### Your instructions
Find the lines holding the string "React" in the data, then copy all of them.

───── Source excerpt

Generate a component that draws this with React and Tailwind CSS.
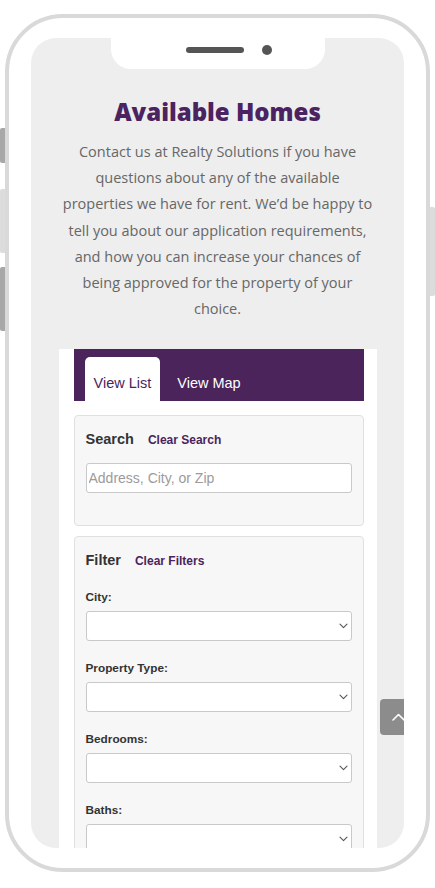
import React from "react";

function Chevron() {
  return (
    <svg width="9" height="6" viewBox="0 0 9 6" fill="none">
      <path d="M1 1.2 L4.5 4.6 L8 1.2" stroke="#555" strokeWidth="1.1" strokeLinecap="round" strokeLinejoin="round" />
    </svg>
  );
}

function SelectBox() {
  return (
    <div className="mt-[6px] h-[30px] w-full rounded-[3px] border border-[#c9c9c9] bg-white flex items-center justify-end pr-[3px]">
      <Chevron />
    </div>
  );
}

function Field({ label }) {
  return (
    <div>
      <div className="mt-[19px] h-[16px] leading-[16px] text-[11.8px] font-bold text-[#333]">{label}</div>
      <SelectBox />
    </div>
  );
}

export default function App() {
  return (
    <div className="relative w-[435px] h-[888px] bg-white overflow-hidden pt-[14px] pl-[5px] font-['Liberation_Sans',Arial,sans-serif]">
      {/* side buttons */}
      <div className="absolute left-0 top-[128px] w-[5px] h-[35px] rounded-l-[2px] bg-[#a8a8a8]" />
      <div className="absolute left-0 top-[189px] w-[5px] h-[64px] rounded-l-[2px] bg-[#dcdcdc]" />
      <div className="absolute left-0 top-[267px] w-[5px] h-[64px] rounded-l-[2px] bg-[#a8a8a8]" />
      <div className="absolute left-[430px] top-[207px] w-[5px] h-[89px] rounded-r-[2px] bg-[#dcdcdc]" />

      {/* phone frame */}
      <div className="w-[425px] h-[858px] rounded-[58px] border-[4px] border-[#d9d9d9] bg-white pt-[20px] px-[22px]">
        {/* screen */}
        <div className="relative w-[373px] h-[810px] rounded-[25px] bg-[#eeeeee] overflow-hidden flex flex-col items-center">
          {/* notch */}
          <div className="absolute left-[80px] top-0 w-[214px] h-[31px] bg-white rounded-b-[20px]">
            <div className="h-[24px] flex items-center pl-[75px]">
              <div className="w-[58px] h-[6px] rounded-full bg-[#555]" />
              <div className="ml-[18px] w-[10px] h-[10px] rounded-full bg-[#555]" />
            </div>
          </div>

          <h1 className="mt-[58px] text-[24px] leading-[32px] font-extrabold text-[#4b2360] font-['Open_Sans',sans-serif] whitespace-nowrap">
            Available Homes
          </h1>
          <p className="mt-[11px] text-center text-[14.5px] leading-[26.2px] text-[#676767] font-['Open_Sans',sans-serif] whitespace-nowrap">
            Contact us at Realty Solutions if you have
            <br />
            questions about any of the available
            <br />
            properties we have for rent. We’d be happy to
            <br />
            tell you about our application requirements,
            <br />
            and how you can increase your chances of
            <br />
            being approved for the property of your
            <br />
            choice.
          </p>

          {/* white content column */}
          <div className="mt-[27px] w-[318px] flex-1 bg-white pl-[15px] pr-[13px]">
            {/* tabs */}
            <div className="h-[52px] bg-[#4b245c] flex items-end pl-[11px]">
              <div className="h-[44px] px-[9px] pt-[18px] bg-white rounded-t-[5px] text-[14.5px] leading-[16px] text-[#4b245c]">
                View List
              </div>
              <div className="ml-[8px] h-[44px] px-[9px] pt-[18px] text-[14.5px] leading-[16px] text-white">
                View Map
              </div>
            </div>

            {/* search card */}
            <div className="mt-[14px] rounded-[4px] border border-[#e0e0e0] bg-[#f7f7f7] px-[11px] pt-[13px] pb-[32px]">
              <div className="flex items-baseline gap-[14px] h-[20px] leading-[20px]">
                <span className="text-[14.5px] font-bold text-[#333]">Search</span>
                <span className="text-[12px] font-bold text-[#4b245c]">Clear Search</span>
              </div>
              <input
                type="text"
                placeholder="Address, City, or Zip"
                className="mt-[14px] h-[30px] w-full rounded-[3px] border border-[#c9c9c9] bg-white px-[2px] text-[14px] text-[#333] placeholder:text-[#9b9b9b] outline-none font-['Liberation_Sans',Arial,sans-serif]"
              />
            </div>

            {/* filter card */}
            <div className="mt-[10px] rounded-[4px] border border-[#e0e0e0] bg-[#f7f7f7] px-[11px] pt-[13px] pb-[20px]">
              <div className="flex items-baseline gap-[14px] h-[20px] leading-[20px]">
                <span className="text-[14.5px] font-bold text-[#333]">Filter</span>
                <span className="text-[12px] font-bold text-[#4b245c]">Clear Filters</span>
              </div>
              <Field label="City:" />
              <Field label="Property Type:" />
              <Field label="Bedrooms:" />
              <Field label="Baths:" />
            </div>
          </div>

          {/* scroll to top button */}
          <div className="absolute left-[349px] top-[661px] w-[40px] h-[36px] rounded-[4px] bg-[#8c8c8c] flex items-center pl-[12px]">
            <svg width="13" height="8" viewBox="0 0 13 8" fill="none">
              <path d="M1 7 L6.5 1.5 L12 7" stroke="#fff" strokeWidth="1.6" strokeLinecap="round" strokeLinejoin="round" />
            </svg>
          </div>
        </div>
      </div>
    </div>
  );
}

──────────

### Full output
Generate a component that draws this with React and Tailwind CSS.
import React from "react";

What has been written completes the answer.